Massimo Gaggi, Corriere della Sera 3/12/2008, 3 dicembre 2008
NEW YORK
Provaci ancora, Rick. Il capo di Gm Richard Wagoner si autoriduce lo stipendio a un dollaro, vende i jet aziendali e con i colleghi di Ford e Chrysler torna al Congresso per chiedere aiuti pubblici. Una richiesta, peraltro, già bocciata dalle Camere un paio di settimane fa. Allora i tre top manager avevano fatto infuriare i parlamentari e avevano deluso il presidente eletto Barack Obama che, pure, vorrebbe aiutare i gruppi di Detroit: erano arrivati a bordo dei loro jet aziendali senza uno straccio di piano o, almeno, la promessa di cambiare rotta. Solo la richiesta di finanziamenti pubblici minacciando, in caso contrario, una bancarotta disastrosa con onde sismiche destinate a raggiungere tutti gli angoli del sistema economico. Stavolta Wagoner e il capo di Ford Mulally si sono fatti precedere dalla notizia dell’autoriduzione del loro stipendio (ma soltanto se arriveranno i soldi pubblici).
Ford e Gm hanno poi comunicato che venderanno gli aerei fin qui usati dal top management e i capi delle due società stanno andando da Detroit a Washington a bordo di veicoli ibridi prodotti nei loro stabilimenti. Mulally è già partito a bordo di una Ford Escape, una jeep «risparmiosa». Un viaggio che potrebbe diventare una specie di happening: alla carovana forse si uniranno anche gli industriali della componentistica, anche loro alla ricerca di un salvataggio pubblico.
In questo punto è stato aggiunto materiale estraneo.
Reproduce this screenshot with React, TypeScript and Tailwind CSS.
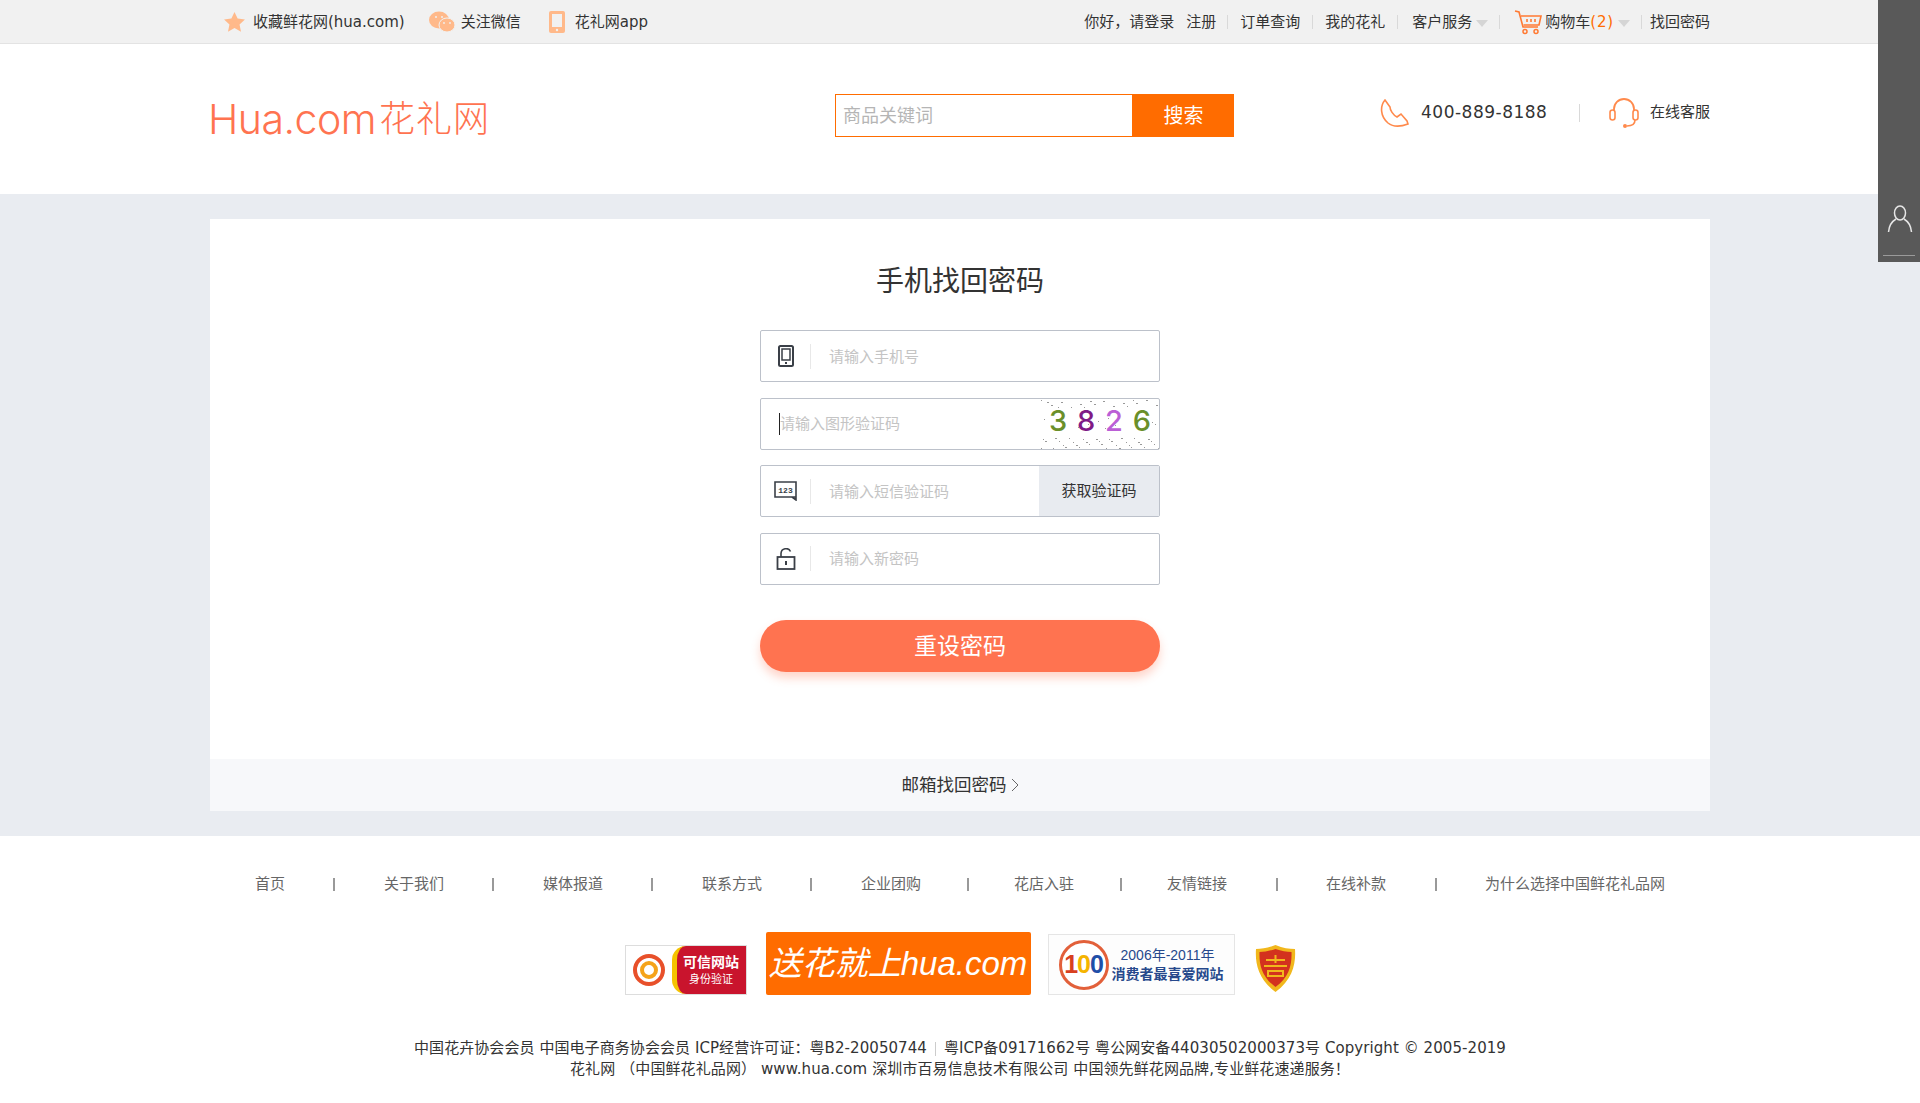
import React from 'react'

const CJK = "font-['DejaVu_Sans','Noto_Sans_CJK_SC',sans-serif]"

const navLinks = ['首页', '关于我们', '媒体报道', '联系方式', '企业团购', '花店入驻', '友情链接', '在线补款', '为什么选择中国鲜花礼品网']

// noise dots for the picture captcha
const dots = Array.from({ length: 90 }, (_, i) => ({
  x: (i * 47 + (i % 7) * 13) % 118,
  y: i % 3 === 0 ? (i * 19) % 8 + 1 : (i * 31) % 12 + 38 - (i % 5 === 0 ? 20 : 0),
}))

function Sep() {
  return <span className="block h-[14px] w-px bg-[#d9d9d9]" />
}

function Caret() {
  return <span className="ml-[4px] mt-[2px] h-0 w-0 border-x-[6px] border-t-[7px] border-x-transparent border-t-[#d5d5d5]" />
}

function PhoneIcon() {
  return (
    <svg width="16" height="22" viewBox="0 0 16 22">
      <rect x="1" y="1" width="14" height="20" rx="1.5" fill="none" stroke="#3a3f47" strokeWidth="2" />
      <rect x="4" y="4" width="8" height="11" fill="none" stroke="#3a3f47" strokeWidth="1.5" />
      <rect x="7" y="17" width="2" height="2" fill="#3a3f47" />
    </svg>
  )
}

function SmsIcon() {
  return (
    <svg width="24" height="20" viewBox="0 0 24 20">
      <path d="M1 1h21v15H1z M22 16v3l-4-3" fill="none" stroke="#3a3f47" strokeWidth="1.6" />
      <text x="11.5" y="12" textAnchor="middle" fontSize="8" fontWeight="700" fontFamily="Liberation Mono, monospace" fill="#3a3f47">123</text>
    </svg>
  )
}

function LockIcon() {
  return (
    <svg width="20" height="22" viewBox="0 0 20 22">
      <path d="M5 9V5.5a5 5 0 0 1 9.5-2" fill="none" stroke="#3a3f47" strokeWidth="1.6" />
      <rect x="1.5" y="9" width="17" height="12" fill="none" stroke="#3a3f47" strokeWidth="1.8" />
      <rect x="9" y="13" width="2" height="4" fill="#3a3f47" />
    </svg>
  )
}

function Field({ icon, placeholder, children }: { icon: React.ReactNode; placeholder: string; children?: React.ReactNode }) {
  return (
    <div className="flex h-[52px] w-[400px] items-center overflow-hidden rounded-[2px] border border-[#bcc1ca] bg-white">
      <span className="flex w-[49px] justify-center">{icon}</span>
      <span className="h-[25px] w-px bg-[#e8e8e8]" />
      <span className="ml-[18px] flex-1 pt-[2px] text-[15px] text-[#c4c4c4]">{placeholder}</span>
      {children}
    </div>
  )
}

export default function App() {
  return (
    <div className={`relative min-h-[1103px] bg-white text-[#333] ${CJK}`}>
      {/* Side rail */}
      <div className="absolute right-0 top-0 z-10 flex h-[262px] w-[42px] flex-col items-center justify-end bg-[#595959] pb-[6px]">
        <svg width="26" height="28" viewBox="0 0 26 28" className="mb-[22px] ml-[2px]">
          <ellipse cx="13" cy="8" rx="5.5" ry="7" fill="none" stroke="#e6e6e6" strokeWidth="1.5" />
          <path d="M9 14 C4 17 2 21 1.500 27 M17 14 C22 17 24 21 24.500 27" fill="none" stroke="#e6e6e6" strokeWidth="1.5" />
        </svg>
        <span className="h-px w-[32px] bg-[#9a9a9a]" />
      </div>

      {/* Top bar */}
      <div className="h-[44px] border-b border-[#e3e3e3] bg-[#f1f1f1] text-[15px] text-[#333]">
        <div className="mx-auto flex h-[44px] w-[1500px] items-center justify-between">
          <div className="flex items-center pl-[14px]">
            <svg width="21" height="20" viewBox="0 0 24 23">
              <path d="M12 0l3.600 7.600 8.400 1-6.200 5.700 1.700 8.300L12 18.400l-7.500 4.200 1.700-8.300L0 8.600l8.400-1z" fill="#ffb98a" />
            </svg>
            <span className="ml-[8px]">收藏鲜花网(hua.com)</span>
            <svg width="26" height="22" viewBox="0 0 26 22" className="ml-[24px]">
              <ellipse cx="10" cy="9" rx="10" ry="8.500" fill="#ffb98a" />
              <ellipse cx="18" cy="14" rx="8" ry="7" fill="#ffb98a" stroke="#f1f1f1" strokeWidth="1" />
              <circle cx="7" cy="6" r="1" fill="#f1f1f1" />
              <circle cx="13" cy="6" r="1" fill="#f1f1f1" />
              <circle cx="15" cy="12" r="0.9" fill="#f1f1f1" />
              <circle cx="21" cy="12" r="0.9" fill="#f1f1f1" />
            </svg>
            <span className="ml-[6px]">关注微信</span>
            <svg width="16" height="22" viewBox="0 0 16 22" className="ml-[28px]">
              <rect width="16" height="22" rx="2" fill="#ffb98a" />
              <rect x="3" y="3" width="10" height="13" fill="#f1f1f1" />
              <circle cx="8" cy="19" r="1.200" fill="#f1f1f1" />
            </svg>
            <span className="ml-[10px]">花礼网app</span>
          </div>
          <div className="flex items-center">
            <span>你好，请登录</span>
            <span className="ml-[12px]">注册</span>
            <span className="ml-[11px] mr-[12px]"><Sep /></span>
            <span>订单查询</span>
            <span className="mx-[12px]"><Sep /></span>
            <span>我的花礼</span>
            <span className="ml-[12px] mr-[14px]"><Sep /></span>
            <span>客户服务</span>
            <Caret />
            <span className="ml-[11px] mr-[14px]"><Sep /></span>
            <svg width="28" height="25" viewBox="0 0 28 25">
              <path d="M1 1l4 1 4 15h15" fill="none" stroke="#ff7a33" strokeWidth="1.6" />
              <path d="M7 6h20l-2 9H9.500" fill="none" stroke="#ff7a33" strokeWidth="1.6" />
              <path d="M13 9v3M17 9v3M21 9v3" stroke="#ff7a33" strokeWidth="1.6" />
              <circle cx="11" cy="21.500" r="2" fill="none" stroke="#ff7a33" strokeWidth="1.5" />
              <circle cx="22" cy="21.500" r="2" fill="none" stroke="#ff7a33" strokeWidth="1.5" />
            </svg>
            <span className="ml-[3px]">购物车<span className="tracking-[0.8px] text-[#ff6c00]">(2)</span></span>
            <Caret />
            <span className="ml-[11px] mr-[8px]"><Sep /></span>
            <span>找回密码</span>
          </div>
        </div>
      </div>

      {/* Header */}
      <div className="mx-auto flex h-[150px] w-[1500px] items-center whitespace-nowrap">
        <div className="-ml-[2px] flex w-[627px] shrink-0 items-end leading-none text-[#ff7350]">
          <span className="font-['Inter',sans-serif] text-[41px] font-light tracking-[-0.5px]">Hua.com</span>
          <span className="mb-[6px] ml-[3px] font-['Noto_Sans_CJK_SC',sans-serif] text-[36px] font-light tracking-[1px]">花礼网</span>
        </div>
        <div className="flex h-[43px] w-[399px] shrink-0 -translate-y-[4px]">
          <div className="flex flex-1 items-center border border-[#ff6c00] px-[7px] pt-[1px] text-[18px] text-[#b5b5b5]">商品关键词</div>
          <button className="w-[101px] bg-[#ff6c00] pt-[2px] text-[20px] text-white">搜索</button>
        </div>
        <svg width="30" height="28" viewBox="0 0 30 28" className="ml-[146px] shrink-0 -translate-y-[6px]">
          <path d="M5 1C0 7 0 17 8 24c5 4 12 4 20 1l-1-3-6-7-4 3C13 16 10 11 10 8z" fill="none" stroke="#ff8a4c" strokeWidth="1.6" />
        </svg>
        <span className="ml-[11px] w-[127px] shrink-0 -translate-y-[6px] text-[17px] tracking-[0.5px]">400-889-8188</span>
        <span className="ml-[31px] h-[18px] w-px shrink-0 -translate-y-[6px] bg-[#d9d9d9]" />
        <svg width="32" height="32" viewBox="0 0 32 32" className="ml-[28px] shrink-0 -translate-y-[6px]">
          <path d="M6 14V12a10 10 0 0 1 20 0v2" fill="none" stroke="#ff8a4c" strokeWidth="1.8" />
          <rect x="2" y="13" width="5" height="10" rx="2.500" fill="none" stroke="#ff8a4c" strokeWidth="1.6" />
          <rect x="25" y="13" width="5" height="10" rx="2.500" fill="none" stroke="#ff8a4c" strokeWidth="1.6" />
          <path d="M27 23c0 4-3 6-8 6" fill="none" stroke="#ff8a4c" strokeWidth="1.6" />
          <circle cx="17" cy="29" r="2" fill="#ff8a4c" />
        </svg>
        <span className="ml-[10px] shrink-0 -translate-y-[7px] text-[15px]">在线客服</span>
      </div>

      {/* Main */}
      <div className="bg-[#e9ecf1] py-[25px]">
        <div className="mx-auto w-[1500px] bg-white">
          <div className="flex h-[540px] flex-col items-center pt-[43px]">
            <h1 className="text-[28px] leading-[40px] text-[#333]">手机找回密码</h1>
            <div className="mt-[28px] flex flex-col gap-[15.5px]">
              <Field icon={<PhoneIcon />} placeholder="请输入手机号" />
              <div className="relative flex h-[52px] w-[400px] items-center overflow-hidden rounded-[2px] border border-[#bcc1ca] bg-white">
                <span className="absolute left-[18px] top-[14px] h-[22px] w-px bg-[#222]" />
                <span className="ml-[19px] flex-1 pt-[2px] text-[15px] text-[#c4c4c4]">请输入图形验证码</span>
                <div className="relative h-full w-[118px]">
                  <svg className="absolute inset-0" width="118" height="50">
                    {dots.map((d, i) => (
                      <rect key={i} x={d.x} y={d.y} width="1" height="1" fill="#999" />
                    ))}
                  </svg>
                  <div className="relative flex h-full items-center justify-between px-[8px] pb-[5px] font-['Inter',sans-serif] text-[29px] font-medium">
                    <span className="text-[#6a8f2a]">3</span>
                    <span className="text-[#7f1a86]">8</span>
                    <span className="text-[#bb5fd6]">2</span>
                    <span className="text-[#6a8f2a]">6</span>
                  </div>
                </div>
              </div>
              <Field icon={<SmsIcon />} placeholder="请输入短信验证码">
                <span className="flex h-full w-[120px] items-center justify-center bg-[#e8ebf0] text-[15px] text-[#333]">获取验证码</span>
              </Field>
              <Field icon={<LockIcon />} placeholder="请输入新密码" />
            </div>
            <button className="mt-[35px] h-[52px] w-[400px] rounded-full bg-[#ff7350] pt-[2px] text-[23px] text-white shadow-[0_6px_10px_rgba(255,115,80,0.3)]">
              重设密码
            </button>
          </div>
          <div className="flex h-[52px] items-center justify-center bg-[#f7f8fa] text-[17.5px] text-[#333]">
            邮箱找回密码
            <svg width="8" height="14" viewBox="0 0 8 14" className="ml-[4px]">
              <path d="M1 1l6 6-6 6" fill="none" stroke="#666" strokeWidth="1" />
            </svg>
          </div>
        </div>
      </div>

      {/* Footer */}
      <div className="flex flex-col items-center pt-[37px]">
        <div className="flex items-center text-[15px] leading-[22px] text-[#666]">
          {navLinks.map((link, i) => (
            <React.Fragment key={link}>
              {i > 0 && (
                <span className={`${i === 5 || i === 6 ? 'mx-[45.5px]' : 'mx-[48.5px]'} h-[13px] w-[2px] bg-[#999]`} />
              )}
              <span>{link}</span>
            </React.Fragment>
          ))}
        </div>

        <div className="mt-[37px] flex h-[63px] items-end">
          {/* trust badge */}
          <div className="flex h-[50px] w-[122px] overflow-hidden border border-[#ddd] bg-white">
            <div className="relative flex w-[46px] items-center justify-center">
              <svg width="34" height="36" viewBox="0 0 34 36">
                <circle cx="17" cy="18" r="14" fill="none" stroke="#e8502a" strokeWidth="4" />
                <circle cx="17" cy="18" r="7" fill="none" stroke="#f5a31a" strokeWidth="4" />
              </svg>
            </div>
            <div className="flex flex-1 flex-col items-center justify-center rounded-l-[14px] border-l-[5px] border-[#f5c400] bg-[#c9142d] text-white">
              <span className="whitespace-nowrap text-[14px] font-bold leading-[19px]">可信网站</span>
              <span className="whitespace-nowrap text-[11px] leading-[15px]">身份验证</span>
            </div>
          </div>
          <div className="ml-[19px] flex h-[63px] w-[265px] items-center justify-center whitespace-nowrap rounded-[2px] bg-[#ff6c00] font-['Liberation_Sans','Noto_Sans_CJK_SC',sans-serif] text-[33px] italic text-white">
            送花就上hua.com
          </div>
          <div className="ml-[17px] flex h-[61px] w-[187px] items-center border border-[#e5e5e5] bg-[#fdfdfd] pl-[10px]">
            <div className="relative flex h-[50px] w-[50px] shrink-0 items-center justify-center rounded-full border-[3px] border-[#e2603a] bg-white font-['Liberation_Sans',sans-serif] text-[25px] font-bold tracking-[-1px]">
              <span className="text-[#d8401f]">1</span>
              <span className="text-[#f5b400]">0</span>
              <span className="text-[#1f4fa8]">0</span>
            </div>
            <div className="ml-[3px] flex flex-col items-center whitespace-nowrap font-['Liberation_Sans','Noto_Sans_CJK_SC',sans-serif] text-[#27498c]">
              <span className="text-[14px] leading-[19px]">2006年-2011年</span>
              <span className="text-[14px] font-bold leading-[19px]">消费者最喜爱网站</span>
            </div>
          </div>
          <svg width="41" height="47" viewBox="0 0 41 47" className="mb-[3px] ml-[20px]">
            <path d="M20.500 0C28 3 34 4 40 4c1 14-2 30-19.500 43C3 34 0 18 1 4c6 0 12-1 19.500-4z" fill="#f1b71c" />
            <path d="M20.500 4c6 2 11 3 16 3 .5 12-2 25-16 35C6.500 32 4 19 4.500 7c5 0 10-1 16-3z" fill="#d3321e" />
            <path d="M11 15h19M20.500 10v8M9 21h23M13 26h15v5H13z" fill="none" stroke="#f1b71c" strokeWidth="2" />
          </svg>
        </div>

        <div className="mt-[43px] flex flex-col items-center text-[15px] leading-[21px] text-[#333]">
          <p className="flex items-center tracking-[0.07px]">
            中国花卉协会会员 中国电子商务协会会员 ICP经营许可证：粤B2-20050744
            <span className="mx-[8px] h-[14px] w-px bg-[#ccc]" />
            粤ICP备09171662号 粤公网安备44030502000373号 Copyright © 2005-2019
          </p>
          <p className="tracking-[0.1px]">花礼网 （中国鲜花礼品网） www.hua.com 深圳市百易信息技术有限公司 中国领先鲜花网品牌,专业鲜花速递服务！</p>
        </div>
      </div>
    </div>
  )
}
Stavolta, poi, le tre Case di Detroit hanno fatto i «compiti a casa »: hanno preparato piani più o meno dettagliati di riconversione «verde» della loro attività. Per anni Gm, Ford e Chrysler si sono rifiutate di cambiare radicalmente la loro gamma di prodotti. Ora si cambia, e non solo per attenuare l’ostilità del contribuente americano, chiamato a pagare per anni di errori manageriali: la grandinata dei dati negativi delle vendite rende ormai evidente a tutti che andare avanti con l’attuale gamma di modelli sarebbe suicida. Dopo i crolli di ottobre, i dati di novembre, resi noti ieri, hanno confermato che il settore è entrato in una spirale spaventosa: a uscirne meglio è la Ford, le cui vendite sono calate «solo» del 31%, meno della «regina» del mercato, la Toyota, la cui flessione è stata del 34%. Molto più gravi i cali delle altre due società di Detroit: General Motors ha perso il 41%, mentre Chrysler ha quasi dimezzato le vendite (meno 47%).
Nel suo piano Ford dice di stare meglio delle altre due case americane: potrebbe anche farcela senza contributi pubblici, ma chiede comunque una linea di credito di 9 miliardi di dollari per sostenere gli investimenti nel risparmio energetico. Ford si dice interessata al salvataggio dei suoi concorrenti Usa perché il fallimento di Gm o di Chrysler potrebbe tirare a fondo l’intero settore dell’auto, che è fortemente interconnesso (i fornitori di componenti, ad esempio, sono gli stessi per tutti). General Motors, a sua volta, chiede 18 miliardi e una linea di credito immediata di altri 4 miliardi da attivare se questo difficilissimo momento del mercato dovesse continuare a lungo. Quanto ai marchi – troppi, soprattutto con un mercato che si è così ristretto – Gm intende concentrarsi su Chevrolet e Cadillac. Quanto a Buick, Pontiac e Gmc, verrebbero riorganizzati in una sola unità produttiva. Per Saturn e Saab non è esclusa la cessione.
Ieri sera il leader democratico Nancy Pelosi ha promesso che stavolta il Congresso aiuterà l’auto, ma ha aggiunto che i piani di Ford e Gm verranno inviati alla Federal Reserve e al «budget office» del Parlamento per essere passati ai raggi X.